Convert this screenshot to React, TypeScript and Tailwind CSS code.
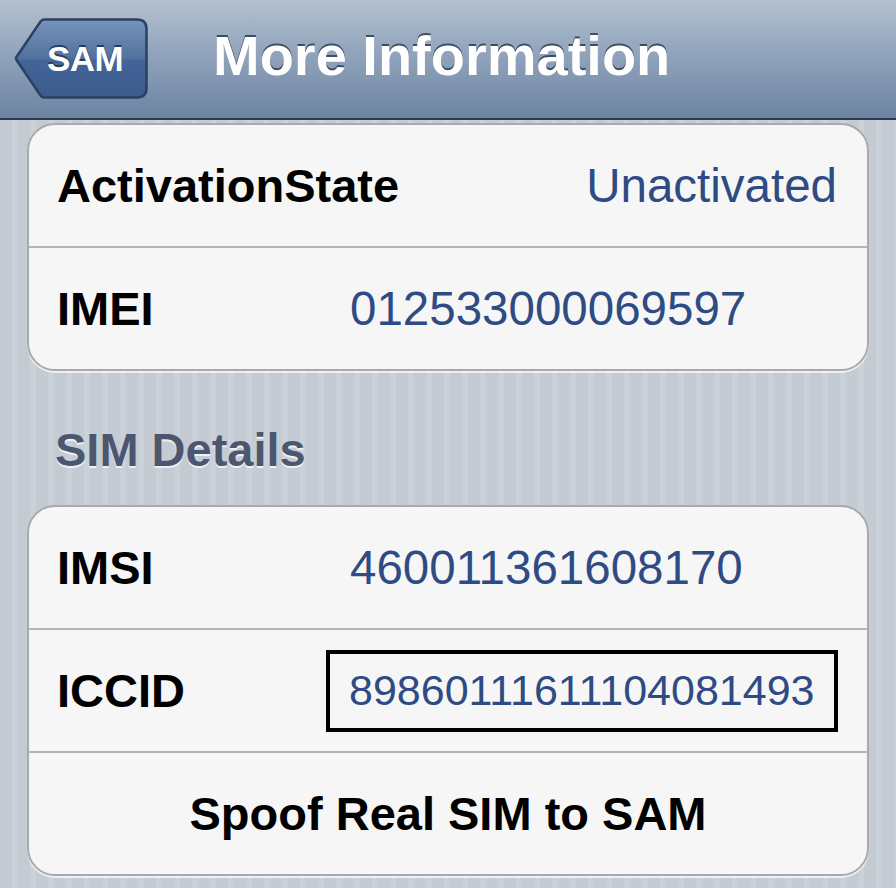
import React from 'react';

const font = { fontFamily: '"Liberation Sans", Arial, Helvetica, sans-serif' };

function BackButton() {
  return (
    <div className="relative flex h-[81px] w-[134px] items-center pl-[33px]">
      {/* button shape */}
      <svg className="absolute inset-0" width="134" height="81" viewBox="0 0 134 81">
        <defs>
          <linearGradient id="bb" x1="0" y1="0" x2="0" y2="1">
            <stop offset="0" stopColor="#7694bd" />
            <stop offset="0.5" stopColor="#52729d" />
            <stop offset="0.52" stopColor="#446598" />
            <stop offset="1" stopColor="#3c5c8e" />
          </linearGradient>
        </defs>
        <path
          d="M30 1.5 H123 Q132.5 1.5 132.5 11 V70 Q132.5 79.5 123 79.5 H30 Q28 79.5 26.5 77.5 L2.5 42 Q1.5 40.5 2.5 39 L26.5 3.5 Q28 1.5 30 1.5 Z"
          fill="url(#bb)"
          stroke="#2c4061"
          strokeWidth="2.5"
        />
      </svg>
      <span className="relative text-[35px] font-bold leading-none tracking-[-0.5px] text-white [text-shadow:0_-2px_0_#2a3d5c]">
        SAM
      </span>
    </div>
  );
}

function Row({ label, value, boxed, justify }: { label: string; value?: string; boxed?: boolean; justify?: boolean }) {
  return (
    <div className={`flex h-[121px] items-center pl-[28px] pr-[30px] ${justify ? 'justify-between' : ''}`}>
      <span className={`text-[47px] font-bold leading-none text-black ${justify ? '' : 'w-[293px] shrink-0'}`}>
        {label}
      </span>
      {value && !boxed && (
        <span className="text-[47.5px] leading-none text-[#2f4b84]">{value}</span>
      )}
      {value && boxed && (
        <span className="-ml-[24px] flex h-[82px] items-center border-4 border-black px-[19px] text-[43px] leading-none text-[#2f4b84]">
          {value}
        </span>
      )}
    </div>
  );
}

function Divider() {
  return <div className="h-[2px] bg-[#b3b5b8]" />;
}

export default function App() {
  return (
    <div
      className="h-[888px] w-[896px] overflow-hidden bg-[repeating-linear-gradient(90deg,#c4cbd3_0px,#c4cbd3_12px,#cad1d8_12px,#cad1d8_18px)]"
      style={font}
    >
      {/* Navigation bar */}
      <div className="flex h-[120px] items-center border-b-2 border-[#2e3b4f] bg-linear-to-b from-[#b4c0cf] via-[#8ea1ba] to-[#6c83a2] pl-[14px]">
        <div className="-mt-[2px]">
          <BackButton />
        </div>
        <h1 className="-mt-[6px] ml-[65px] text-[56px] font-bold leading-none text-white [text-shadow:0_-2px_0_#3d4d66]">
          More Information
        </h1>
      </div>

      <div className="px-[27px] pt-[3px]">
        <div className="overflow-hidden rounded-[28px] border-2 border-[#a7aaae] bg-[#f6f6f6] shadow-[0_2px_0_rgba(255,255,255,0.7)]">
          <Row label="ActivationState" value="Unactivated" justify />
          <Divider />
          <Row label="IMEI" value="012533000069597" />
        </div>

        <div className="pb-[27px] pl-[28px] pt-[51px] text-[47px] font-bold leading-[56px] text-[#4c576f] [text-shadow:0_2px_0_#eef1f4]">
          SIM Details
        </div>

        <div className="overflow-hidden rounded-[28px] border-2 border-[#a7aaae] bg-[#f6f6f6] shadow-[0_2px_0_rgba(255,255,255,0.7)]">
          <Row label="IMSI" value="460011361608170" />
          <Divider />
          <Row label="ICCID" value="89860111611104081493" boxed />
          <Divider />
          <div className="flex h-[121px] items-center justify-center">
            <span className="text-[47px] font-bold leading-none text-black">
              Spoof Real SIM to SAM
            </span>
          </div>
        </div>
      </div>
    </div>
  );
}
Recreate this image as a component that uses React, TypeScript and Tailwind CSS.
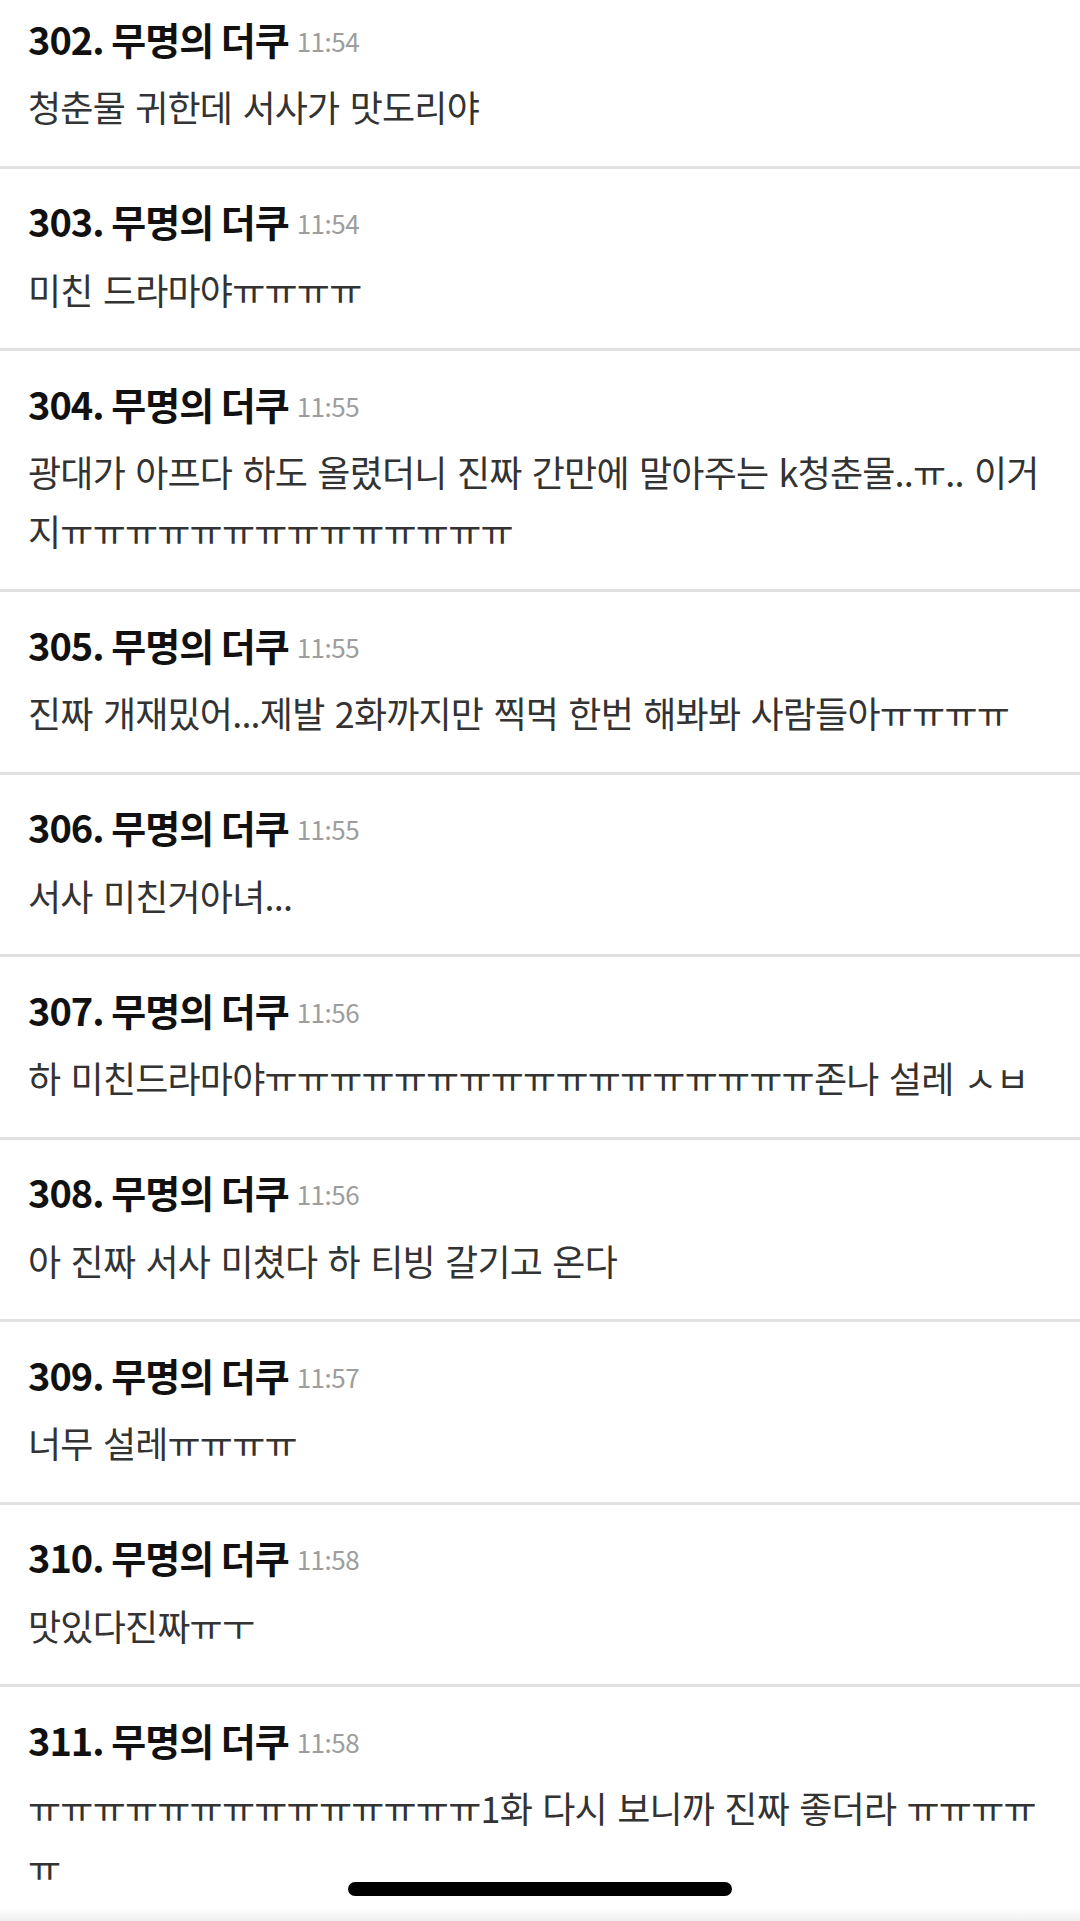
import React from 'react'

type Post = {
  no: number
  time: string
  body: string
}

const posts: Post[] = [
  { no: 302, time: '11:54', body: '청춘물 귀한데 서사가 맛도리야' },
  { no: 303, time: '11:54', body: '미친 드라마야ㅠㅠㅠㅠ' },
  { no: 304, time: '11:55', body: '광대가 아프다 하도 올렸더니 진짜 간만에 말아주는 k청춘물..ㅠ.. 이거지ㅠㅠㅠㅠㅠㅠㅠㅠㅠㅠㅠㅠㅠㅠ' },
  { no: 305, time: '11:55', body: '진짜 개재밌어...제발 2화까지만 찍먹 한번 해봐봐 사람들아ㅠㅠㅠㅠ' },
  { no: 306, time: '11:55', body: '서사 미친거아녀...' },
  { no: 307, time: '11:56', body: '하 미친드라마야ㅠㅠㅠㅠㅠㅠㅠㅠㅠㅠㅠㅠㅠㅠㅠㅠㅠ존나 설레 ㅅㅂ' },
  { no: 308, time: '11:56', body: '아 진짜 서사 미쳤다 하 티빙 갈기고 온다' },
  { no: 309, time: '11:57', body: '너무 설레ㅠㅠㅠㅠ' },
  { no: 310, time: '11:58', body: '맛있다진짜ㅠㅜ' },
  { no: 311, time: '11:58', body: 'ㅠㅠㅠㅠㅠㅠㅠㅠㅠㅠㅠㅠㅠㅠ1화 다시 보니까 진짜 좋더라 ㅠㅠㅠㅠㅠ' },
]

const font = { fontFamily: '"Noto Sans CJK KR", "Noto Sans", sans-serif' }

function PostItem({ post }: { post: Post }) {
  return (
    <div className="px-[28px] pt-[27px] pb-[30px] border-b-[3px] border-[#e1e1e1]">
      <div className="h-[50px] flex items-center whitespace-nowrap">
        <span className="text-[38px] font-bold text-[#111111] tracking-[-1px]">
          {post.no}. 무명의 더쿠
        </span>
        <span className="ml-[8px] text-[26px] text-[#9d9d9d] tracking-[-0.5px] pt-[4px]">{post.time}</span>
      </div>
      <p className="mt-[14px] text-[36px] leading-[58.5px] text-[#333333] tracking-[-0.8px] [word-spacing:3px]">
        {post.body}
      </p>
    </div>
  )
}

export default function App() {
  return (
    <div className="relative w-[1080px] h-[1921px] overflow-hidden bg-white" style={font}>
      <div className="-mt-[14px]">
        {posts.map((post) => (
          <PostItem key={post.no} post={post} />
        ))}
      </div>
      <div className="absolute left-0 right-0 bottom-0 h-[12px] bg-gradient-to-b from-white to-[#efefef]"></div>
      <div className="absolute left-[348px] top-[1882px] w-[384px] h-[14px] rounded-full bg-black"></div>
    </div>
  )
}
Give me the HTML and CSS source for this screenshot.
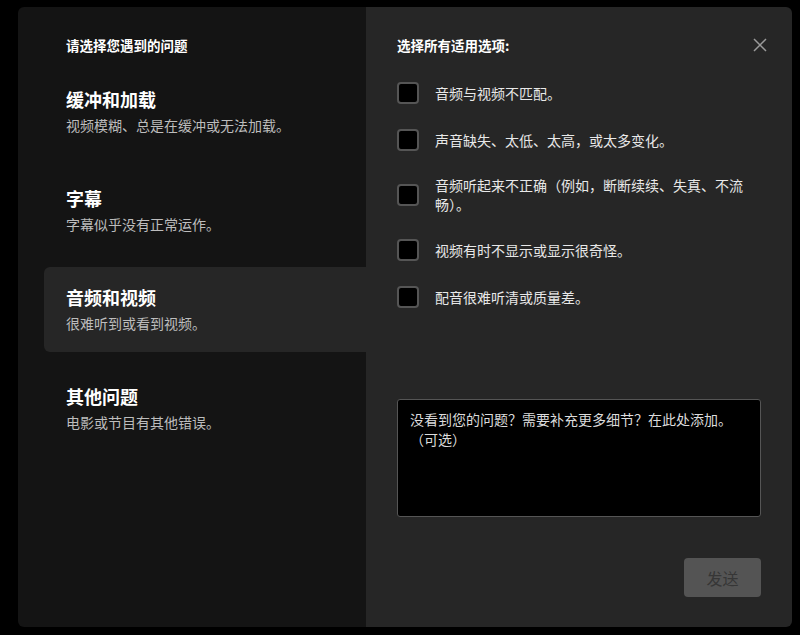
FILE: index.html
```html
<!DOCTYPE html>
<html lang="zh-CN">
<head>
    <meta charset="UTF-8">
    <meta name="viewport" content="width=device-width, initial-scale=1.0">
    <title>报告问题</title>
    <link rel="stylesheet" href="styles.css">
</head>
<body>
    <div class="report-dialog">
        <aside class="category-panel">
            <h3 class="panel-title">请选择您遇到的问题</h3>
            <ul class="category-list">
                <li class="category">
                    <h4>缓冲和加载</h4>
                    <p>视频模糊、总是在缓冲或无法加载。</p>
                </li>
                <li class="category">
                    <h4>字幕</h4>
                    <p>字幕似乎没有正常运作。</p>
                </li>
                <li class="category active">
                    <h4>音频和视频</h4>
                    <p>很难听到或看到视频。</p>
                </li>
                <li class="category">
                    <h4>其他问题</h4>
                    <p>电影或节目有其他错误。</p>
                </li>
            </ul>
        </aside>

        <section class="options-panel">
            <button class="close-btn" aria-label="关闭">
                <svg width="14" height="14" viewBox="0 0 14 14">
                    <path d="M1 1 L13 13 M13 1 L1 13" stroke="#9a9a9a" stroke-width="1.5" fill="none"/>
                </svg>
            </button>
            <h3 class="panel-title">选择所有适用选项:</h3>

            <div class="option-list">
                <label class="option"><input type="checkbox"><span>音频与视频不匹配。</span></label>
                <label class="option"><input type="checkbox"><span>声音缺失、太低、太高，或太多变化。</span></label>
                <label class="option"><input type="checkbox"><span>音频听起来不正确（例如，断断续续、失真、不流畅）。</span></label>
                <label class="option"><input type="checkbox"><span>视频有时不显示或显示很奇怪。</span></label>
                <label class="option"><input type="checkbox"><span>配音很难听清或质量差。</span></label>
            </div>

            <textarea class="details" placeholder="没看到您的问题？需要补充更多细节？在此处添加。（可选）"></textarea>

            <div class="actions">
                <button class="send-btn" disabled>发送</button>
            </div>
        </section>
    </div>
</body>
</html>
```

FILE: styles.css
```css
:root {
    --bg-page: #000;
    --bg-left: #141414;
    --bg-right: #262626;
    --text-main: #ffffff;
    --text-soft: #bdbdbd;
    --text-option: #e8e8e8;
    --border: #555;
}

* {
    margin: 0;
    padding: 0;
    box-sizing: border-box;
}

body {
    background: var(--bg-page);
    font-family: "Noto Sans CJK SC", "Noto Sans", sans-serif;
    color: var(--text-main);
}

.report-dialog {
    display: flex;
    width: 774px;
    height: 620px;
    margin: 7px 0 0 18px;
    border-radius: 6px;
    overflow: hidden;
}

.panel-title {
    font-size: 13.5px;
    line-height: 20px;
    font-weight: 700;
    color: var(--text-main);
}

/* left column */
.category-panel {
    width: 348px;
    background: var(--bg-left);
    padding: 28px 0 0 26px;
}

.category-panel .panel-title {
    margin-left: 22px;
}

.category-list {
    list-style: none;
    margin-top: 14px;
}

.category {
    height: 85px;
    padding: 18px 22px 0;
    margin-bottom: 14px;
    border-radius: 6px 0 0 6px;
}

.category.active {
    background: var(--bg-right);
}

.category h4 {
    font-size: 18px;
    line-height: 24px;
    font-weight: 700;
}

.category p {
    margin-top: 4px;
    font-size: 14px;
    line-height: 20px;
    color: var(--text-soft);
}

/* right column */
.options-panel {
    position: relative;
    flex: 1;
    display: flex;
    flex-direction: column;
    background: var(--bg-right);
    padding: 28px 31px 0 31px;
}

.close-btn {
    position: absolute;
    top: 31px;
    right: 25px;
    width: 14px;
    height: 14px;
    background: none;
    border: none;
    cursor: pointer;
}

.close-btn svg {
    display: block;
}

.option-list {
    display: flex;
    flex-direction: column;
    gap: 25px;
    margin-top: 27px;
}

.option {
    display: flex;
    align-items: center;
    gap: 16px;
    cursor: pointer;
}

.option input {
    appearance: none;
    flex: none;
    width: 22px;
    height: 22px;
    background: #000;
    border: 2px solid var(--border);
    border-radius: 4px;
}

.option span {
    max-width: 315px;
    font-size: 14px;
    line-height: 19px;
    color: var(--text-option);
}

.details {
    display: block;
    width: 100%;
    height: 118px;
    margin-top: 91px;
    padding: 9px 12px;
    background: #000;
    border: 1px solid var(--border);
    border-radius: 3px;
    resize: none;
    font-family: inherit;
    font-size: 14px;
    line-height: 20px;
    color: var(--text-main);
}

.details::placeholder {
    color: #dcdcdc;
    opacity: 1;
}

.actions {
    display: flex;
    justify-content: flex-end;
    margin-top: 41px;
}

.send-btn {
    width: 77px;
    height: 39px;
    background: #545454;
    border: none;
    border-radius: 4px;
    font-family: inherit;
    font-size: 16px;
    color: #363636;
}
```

Exercise task:
Working from the entries above, return all lines that contain "screenshot".

Problem solution:
Convert this screenshot to React, TypeScript and Tailwind CSS code.
Give me the HTML and CSS source for this screenshot.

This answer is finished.